Maybe. Did longer term bond rates fall more in Canada than in the UK? (Would that work as a test of your hypothesis?) I'm not sure about the answers to those questions.

Also, the UK had major problems at major financial institutions, Canada, Australia, and New Zealand didn't (I think, though no commenter has confirmed this yet.) And I think these UK problems appeared before Canada announced the "keeping interest rates low" strategy, and the UK announced QE.

By the way, I'm not sure that Canada's policy was textbook NK. The BoC made only a *conditional* commitment to keep interest rates low *until they needed to raise them*. The textbook policy says it should promise to keep interest rates *too low for too long*.

Good question about New Zealand. I don't have what I would consider a good answer, but maybe part of an answer.

New Zealand is extremely agricultural, and dairy products are a major export. I don't know how much the tainted milk scandal in China might have affected that. I do remember that a New Zealand company was part owner of the Chinese company that figured prominently. Perhaps Chinese demand was more of a factor before the crisis than after it, but I don't have figures to back that up.

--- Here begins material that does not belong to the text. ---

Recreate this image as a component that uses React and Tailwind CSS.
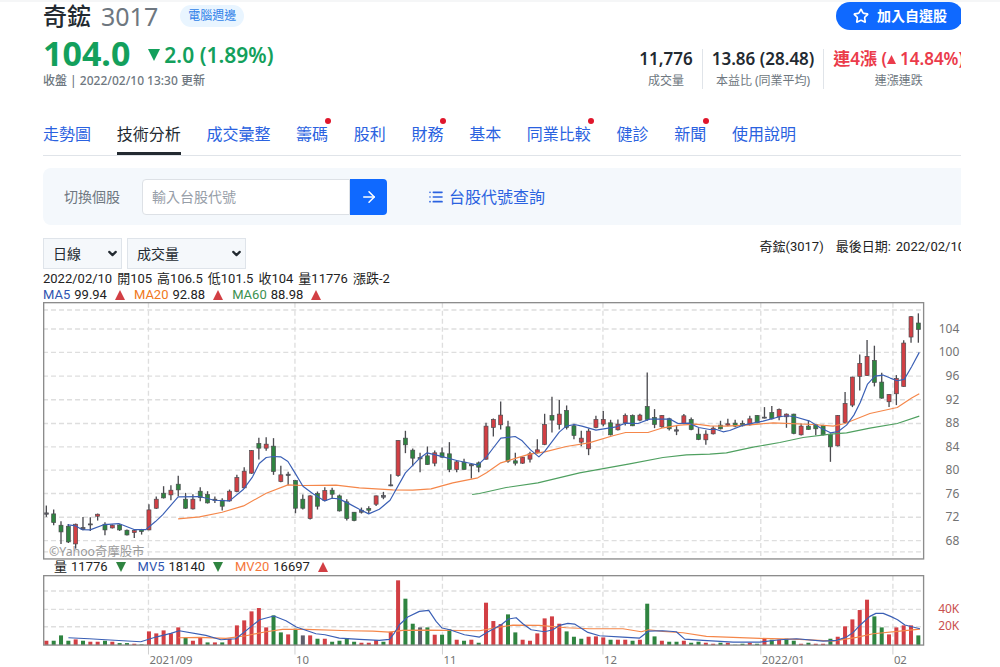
import React from 'react';
import { ArrowRight, ChevronDown, List, Star } from 'lucide-react';

const RED = '#d23f44';
const GREEN = '#2f8440';
const DARK = '#5f5f6b';
const BLUE = '#3a5fb5';
const ORANGE = '#f5874a';

const COLORS = { r: RED, g: GREEN, n: DARK };

const tabs = [
  { label: '走勢圖' },
  { label: '技術分析', active: true },
  { label: '成交彙整' },
  { label: '籌碼', dot: true },
  { label: '股利' },
  { label: '財務', dot: true },
  { label: '基本' },
  { label: '同業比較', dot: true },
  { label: '健診' },
  { label: '新聞', dot: true },
  { label: '使用說明' }
];

const quote = ['2022/02/10', '開105', '高106.5', '低101.5', '收104', '量11776', '漲跌-2'];

// Each candle: high, body top, body bottom, low, colour
const candles = `
616,638,642,650,n 628,641,667,675,g 663,675,695,731,g 671,678,725,728,g 670,672,731,745,r
650,682,688,690,n 651,671,674,692,n 640,642,648,661,r 666,672,689,705,g 673,675,683,685,r
672,674,689,692,g 688,690,704,706,g 687,691,697,713,r 686,688,694,703,g 612,629,689,690,r
589,597,624,626,r 558,579,593,595,g 555,570,584,600,r 527,552,569,588,g 578,597,624,626,g
582,597,626,628,r 561,573,592,603,g 573,583,608,610,g 589,597,601,608,n 594,600,618,631,g
568,573,602,604,r 524,532,574,576,r 501,513,563,565,r 450,451,519,521,r 413,430,444,478,g
411,432,444,452,r 414,438,514,524,g 497,524,544,546,r 515,522,526,555,n 540,541,624,639,g
583,597,624,628,g 585,587,655,658,r 574,580,618,628,g 561,571,601,603,r 563,570,582,594,g
583,587,632,634,g 597,605,655,661,g 635,636,661,663,g 622,630,636,640,n 618,625,630,639,g
586,587,612,617,r 575,586,591,597,n 522,554,557,558,n 420,421,526,530,r 392,414,434,459,g
445,450,474,498,g 458,472,476,516,n 439,467,493,494,g 451,458,489,498,r 442,458,471,473,g
426,461,508,516,g 480,485,508,516,r 476,486,508,509,g 491,493,497,535,n 484,488,501,516,g
368,378,477,479,r 355,358,382,409,r 304,345,374,388,r 362,380,483,488,g 458,482,489,496,g
470,471,489,491,r 455,461,477,487,r 417,449,458,460,r 341,373,433,435,r 290,346,360,397,g
300,342,373,388,r 316,331,382,388,g 371,377,406,417,g 392,414,426,438,r 385,393,446,465,r
347,358,382,384,r 333,358,372,378,r 359,368,404,406,g 358,372,389,391,r 340,346,368,376,r
343,346,377,378,g 341,345,360,363,r 217,319,358,362,g 327,352,373,384,g 345,346,380,383,r
353,356,386,391,g 378,389,393,405,n 342,347,370,372,r 352,358,388,390,g 384,402,418,420,g
390,402,419,434,r 378,384,401,403,r 362,375,386,388,g 356,371,375,378,r 359,369,378,381,g
361,370,377,379,g 347,356,374,376,r 345,346,368,369,g 321,351,354,355,n 318,337,356,358,g
325,328,350,360,r 340,342,350,383,r 341,342,400,402,g 370,378,404,406,r 361,378,388,389,g
372,374,386,405,g 374,376,404,406,g 400,403,440,485,g 345,346,437,439,r 276,310,367,369,r
230,231,315,321,r 163,190,229,271,r 120,169,226,228,r 137,181,247,259,g 218,246,294,296,g
282,283,305,321,r 225,235,281,315,r 121,129,259,260,r 48,50,111,128,r 40,69,88,128,g
`.trim().split(/\s+/).map((row) => row.split(','));

// Each volume bar: top edge followed by its colour
const volumes = `
253r 253g 237g 253g 249r 253g 256r 256r 253g 256r 260g 260g 262r 264g 225r 231r 222r 231r 213r 244g
253r 244r 258g 258r 258g 247r 207r 192r 165r 155r 213r 177g 228g 234r 217g 237n 237r 247g 247r 256g
253g 245g 256g 259r 259r 251r 256g 226r 72r 127g 202g 213n 213g 235r 235g 219g 250r 253g 250r 259g
139r 194r 203r 174g 228g 250r 253r 231r 186r 180r 202r 225g 241g 247g 241r 240r 243r 250g 250r 250r
253g 250r 142g 240g 253r 256g 256g 253r 259g 256g 259r 262r 259g 259r 265g 262g 259r 262g 247r 250g
250r 247g 253g 262r 259g 262r 262r 247g 241r 210r 189r 161r 130r 180g 213g 234r 213r 207r 207r 237g
`.trim().split(/\s+/).map((v) => ({ top: parseInt(v, 10), color: COLORS[v.slice(-1)] }));

const ma5 = '74,674 95,676 117,688 141,689 184,673 227,670 273,688 308,688 337,664 359,643 405,590 469,589 513,600 559,602 601,567 628,530 648,490 669,472 691,469 712,470 734,484 755,518 779,558 808,580 844,602 866,594 887,596 918,611 948,627 976,641 1008,627 1040,600 1086,518 1129,474 1151,458 1188,467 1240,481 1283,490 1303,495 1329,470 1348,445 1372,414 1415,409 1436,422 1461,449 1486,470 1504,453 1547,396 1568,378 1593,373 1615,378 1657,390 1718,380 1746,369 1783,370 1818,357 1879,357 1903,370 1935,369 1965,382 1998,388 2018,388 2038,395 2058,391 2098,375 2158,363 2207,350 2230,347 2253,350 2298,363 2328,382 2360,398 2383,394 2408,375 2430,345 2449,307 2471,252 2493,228 2517,225 2539,234 2560,242 2581,238 2603,200 2626,157';
const ma20 = '405,656 469,650 537,636 601,617 669,579 734,554 778,556 878,555 948,563 1048,569 1108,570 1163,566 1228,548 1303,533 1329,518 1372,488 1418,474 1458,462 1504,455 1568,439 1636,428 1708,407 1746,397 1813,397 1858,383 1908,375 1958,372 1998,377 2048,378 2118,374 2188,368 2308,373 2368,378 2403,370 2478,340 2560,322 2603,294 2626,281';
const ma60 = '1286,583 1308,580 1388,562 1483,548 1608,518 1758,491 1858,472 1928,464 1998,462 2048,458 2128,441 2208,427 2278,412 2360,402 2408,398 2478,384 2560,370 2626,348';
const mv5 = '76,244 138,247 188,250 293,256 338,242 383,231 408,223 488,237 533,250 578,247 628,207 649,190 692,179 728,193 759,212 818,232 845,235 888,245 948,249 1008,252 1038,249 1053,230 1068,205 1093,182 1128,165 1156,162 1178,195 1196,215 1219,220 1263,235 1308,242 1330,228 1373,205 1395,188 1418,184 1438,202 1463,220 1503,226 1528,220 1548,207 1573,201 1593,203 1633,228 1668,238 1738,242 1788,245 1815,224 1858,223 1898,226 1923,248 1978,252 2068,257 2148,257 2208,250 2258,247 2338,254 2378,252 2408,242 2428,228 2450,205 2478,180 2496,171 2518,171 2540,180 2561,190 2583,206 2628,217';
const mv20 = '406,244 468,243 548,246 608,238 668,226 718,219 788,219 918,223 988,224 1038,227 1078,222 1148,221 1308,223 1368,212 1408,206 1488,207 1568,214 1638,217 1738,217 1793,226 1815,220 1858,225 1918,229 1988,240 2148,246 2268,249 2368,254 2438,243 2488,232 2568,224 2628,218';

const priceTicks = [
  [104, 87], [100, 157], [96, 228], [92, 299], [88, 370], [84, 440],
  [80, 510], [76, 580], [72, 651], [68, 721]
];

const months = [
  ['2021/09', 316], ['10', 755], ['11', 1197], ['12', 1678], ['2022/01', 2151], ['02', 2547]
];

const candleX = (i) => 10 + i * 21.96;

const GridLine = (props) => (
  <line {...props} stroke="#dedede" strokeWidth="4" strokeDasharray="15 9" />
);

const Curve = ({ points, color }) => (
  <polyline points={points} fill="none" stroke={color} strokeWidth="3.5" strokeLinejoin="round" />
);

/**
 * Candlestick chart with the moving averages
 */
const PriceChart = () => (
  <svg viewBox="0 6 2751 772" className="block w-full" role="img" aria-label="K線圖">
    {[30, 755, ...priceTicks.map((t) => t[1])].map((y) => (
      <GridLine key={y} x1="0" x2="2638" y1={y} y2={y} />
    ))}
    {months.map(([label, x]) => (
      <GridLine key={label} x1={x} x2={x} y1="8" y2="776" />
    ))}
    <text x="18" y="766" fontSize="37" fill="#9a9a9a" className="font-['Noto_Sans','Noto_Sans_CJK_TC',sans-serif]">
      ©Yahoo奇摩股市
    </text>
    {candles.map(([high, top, bottom, low, color], i) => (
      <g key={i} stroke="#4b4b50">
        <line x1={candleX(i)} x2={candleX(i)} y1={high} y2={low} strokeWidth="4" />
        <rect
          x={candleX(i) - 6}
          y={top}
          width="12"
          height={bottom - top}
          fill={COLORS[color]}
          strokeWidth="2"
        />
      </g>
    ))}
    <Curve points={ma60} color="#4fa060" />
    <Curve points={ma20} color={ORANGE} />
    <Curve points={ma5} color={BLUE} />
    <rect x="2" y="8" width="2637" height="768" fill="none" stroke="#8c8c8c" strokeWidth="4" />
    {priceTicks.map(([price, y]) => (
      <text
        key={price}
        x="2746"
        y={y + 12}
        textAnchor="end"
        fontSize="36"
        fill="#737373"
        className="font-['Noto_Sans',sans-serif]"
      >
        {price}
      </text>
    ))}
  </svg>
);

/**
 * Volume bars with the month axis
 */
const VolumeChart = () => (
  <svg viewBox="0 56 2751 276" className="block w-full" role="img" aria-label="成交量圖">
    {[104, 159, 211].map((y) => (
      <GridLine key={y} x1="0" x2="2638" y1={y} y2={y} />
    ))}
    {months.map(([label, x]) => (
      <g key={label}>
        <GridLine x1={x} x2={x} y1="58" y2="266" />
        <line x1={x} x2={x} y1="266" y2="294" stroke="#cfcfcf" strokeWidth="3" />
        <text x={x + 3} y="324" fontSize="34" fill="#737373" className="font-['Noto_Sans',sans-serif]">
          {label}
        </text>
      </g>
    ))}
    {volumes.map(({ top, color }, i) => (
      <rect key={i} x={candleX(i) - 6} y={top} width="12" height={266 - top} fill={color} />
    ))}
    <Curve points={mv20} color={ORANGE} />
    <Curve points={mv5} color={BLUE} />
    <rect x="2" y="58" width="2637" height="208" fill="none" stroke="#8c8c8c" strokeWidth="4" />
    {[['40K', 169], ['20K', 221]].map(([label, y]) => (
      <text
        key={label}
        x="2746"
        y={y}
        textAnchor="end"
        fontSize="36"
        fill="#c9504f"
        className="font-['Noto_Sans',sans-serif]"
      >
        {label}
      </text>
    ))}
  </svg>
);

const Triangle = ({ up, color, className }) => (
  <svg viewBox="0 0 10 10" className={className} aria-hidden="true">
    <path d={up ? 'M5 0L10 10H0z' : 'M0 0H10L5 10z'} fill={color} />
  </svg>
);

const Legend = ({ name, nameClass, value, up }) => (
  <span className="flex items-center gap-1">
    <span className={nameClass}>{name}</span>
    <span>{value}</span>
    <Triangle up={up} color={up ? RED : GREEN} className="ml-1 size-[10px]" />
  </span>
);

const Stat = ({ label, className, children }) => (
  <div className={`px-[9px] text-center ${className}`}>
    <div className="mb-1 flex h-5 items-center justify-center gap-1 text-[17px] leading-5 font-semibold whitespace-nowrap">
      {children}
    </div>
    <div className="text-xs leading-4 whitespace-nowrap text-[#6e7780]">{label}</div>
  </div>
);

const ChartSelect = ({ label, options, className }) => (
  <div className={`relative ${className}`}>
    <select
      aria-label={label}
      className="h-[31px] w-full appearance-none border border-[#dfe4ea] bg-[#f5f8fb] pl-[9px] text-sm text-[#232a31]"
    >
      {options.map((o) => (
        <option key={o}>{o}</option>
      ))}
    </select>
    <ChevronDown
      className="pointer-events-none absolute top-[9px] right-[3px] size-[13px] text-[#232a31]"
      strokeWidth={4}
    />
  </div>
);

const App = () => {
  return (
    <div className="overflow-hidden border-t-2 border-[#f5f6f7] bg-white pr-[39px] pl-[43px] font-['Noto_Sans','Noto_Sans_CJK_TC',sans-serif] text-[#232a31]">
      <div className="overflow-x-clip">
        {/* Name */}
        <div className="flex h-7 items-center">
          <h1 className="flex items-center gap-2.5 text-2xl leading-7">
            <span className="font-medium">奇鋐</span>
            <span className="text-[25px] text-[#6e7780]">3017</span>
          </h1>
          <a href="#sector" className="ml-[22px] rounded-full bg-[#e9f5ff] px-2 text-xs leading-[22px] text-[#2f7fe8]">
            電腦週邊
          </a>
          <button className="-mr-0.5 ml-auto flex h-7 items-center gap-2 rounded-full bg-[#0f69ff] pr-4 pl-[17px] text-sm font-bold text-white">
            <Star className="size-4" strokeWidth={2.5} />
            加入自選股
          </button>
        </div>

        {/* Price and stats */}
        <div className="mt-1 flex items-end justify-between">
          <div>
            <div className="flex h-[38px] items-center font-bold text-[#13a05c]">
              <span className="text-[34px] leading-[38px]">104.0</span>
              <span className="mt-1 ml-[18px] flex items-center gap-1 text-[21px] leading-7 font-semibold">
                <Triangle color="#13a05c" className="size-3" />
                2.0 (1.89%)
              </span>
            </div>
            <p className="mt-px text-xs leading-4 font-medium text-[#6e7780]">收盤 | 2022/02/10 13:30 更新</p>
          </div>
          <div className="-mr-3 flex divide-x divide-[#e0e4e9]">
            <Stat label="成交量">11,776</Stat>
            <Stat label="本益比 (同業平均)">13.86 (28.48)</Stat>
            <Stat label="連漲連跌" className="text-[#eb3b4b]">
              <span>連4漲 (</span>
              <Triangle up color="#eb3b4b" className="-ml-1 size-[9px]" />
              <span>14.84%)</span>
            </Stat>
          </div>
        </div>

        {/* Tabs */}
        <nav className="mt-[29px] border-b border-[#e0e4e9]">
          <div className="flex w-[753px] max-w-full justify-between text-base">
            {tabs.map(({ label, active, dot }) => (
              <a
                key={label}
                href="#tab"
                className={
                  active
                    ? 'relative border-b-[3px] border-[#232a31] pb-0.5 leading-8 whitespace-nowrap'
                    : 'relative border-b-[3px] border-transparent pb-0.5 leading-8 whitespace-nowrap text-[#2a62e0]'
                }
              >
                {label}
                {dot && <span className="absolute top-0 -right-[3px] size-1.5 rounded-full bg-[#e0162b]" />}
              </a>
            ))}
          </div>
        </nav>

        {/* Search */}
        <form className="mt-3 flex h-[57px] items-center rounded-l-lg bg-[#f4f8fc] pl-[21px]">
          <label htmlFor="symbol" className="text-sm text-[#6e7780]">切換個股</label>
          <input
            id="symbol"
            type="text"
            placeholder="輸入台股代號"
            className="ml-[22px] h-9 w-[208px] rounded-l border border-[#dde1e6] bg-white px-[9px] text-sm placeholder:text-[#979ea8]"
          />
          <button
            type="button"
            aria-label="查詢"
            className="flex h-9 w-[37px] items-center justify-center rounded-r bg-[#0f69ff] text-white"
          >
            <ArrowRight className="size-[18px]" />
          </button>
          <a href="#list" className="ml-[41px] flex items-center gap-[5px] text-base text-[#2a62e0]">
            <List className="size-4" strokeWidth={2.5} />
            台股代號查詢
          </a>
        </form>

        <div className="font-['Roboto','Noto_Sans_CJK_TC',sans-serif] text-[13px] text-[#222]">
          <div className="mt-[13px] flex justify-between">
            <div className="flex gap-[5px]">
              <ChartSelect label="週期" options={['日線', '週線', '月線']} className="w-[79px]" />
              <ChartSelect label="指標" options={['成交量', 'KD', 'MACD']} className="w-[119px]" />
            </div>
            <p className="-mr-1 flex gap-3 leading-[18px] whitespace-nowrap">
              <span>奇鋐(3017)</span>
              <span className="flex gap-[5px]">
                <span>最後日期:</span>
                <span>2022/02/10</span>
              </span>
            </p>
          </div>

          <p className="mt-0.5 flex gap-[5px] leading-4">
            {quote.map((q) => (
              <span key={q}>{q}</span>
            ))}
          </p>
          <div className="flex h-[15px] items-center gap-[9px]">
            <Legend name="MA5" nameClass="text-[#2f55b0]" value="99.94" up />
            <Legend name="MA20" nameClass="text-[#f07820]" value="92.88" up />
            <Legend name="MA60" nameClass="text-[#3b9150]" value="88.98" up />
          </div>
          <PriceChart />
          <div className="flex h-[15px] items-center gap-3 pl-[11px]">
            <Legend name="量" value="11776" />
            <Legend name="MV5" nameClass="text-[#2f55b0]" value="18140" />
            <Legend name="MV20" nameClass="text-[#f5763a]" value="16697" up />
          </div>
          <VolumeChart />
        </div>
      </div>
    </div>
  );
};

export default App;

Australia is more dependent on mining, and one thing that China did early in the crisis was to build up its stockpiles of certain metals, taking advantage of the low prices. There were even suggestions that it was trying to diversify its holdings away from U.S. treasuries by doing that, although someone calculated that the amounts were not large enough to make much of a difference there. Still, I expect that the spending would have been a significant boost for Australia.

I am not suggesting that policy differences of the sort others are talking about are insignificant, either.

Regarding NZ and dairy exports, the EU and US boosted export subsidies at the low point of the slump in prices.

NZ unemployment went from about 3.5% to 7.3%

Also one other thing about NZ is it was already in a domestic recession before the financial crisis started.

Harry Tuttle has a good point. The monetary policy transmission in Australia is very broad based and direct.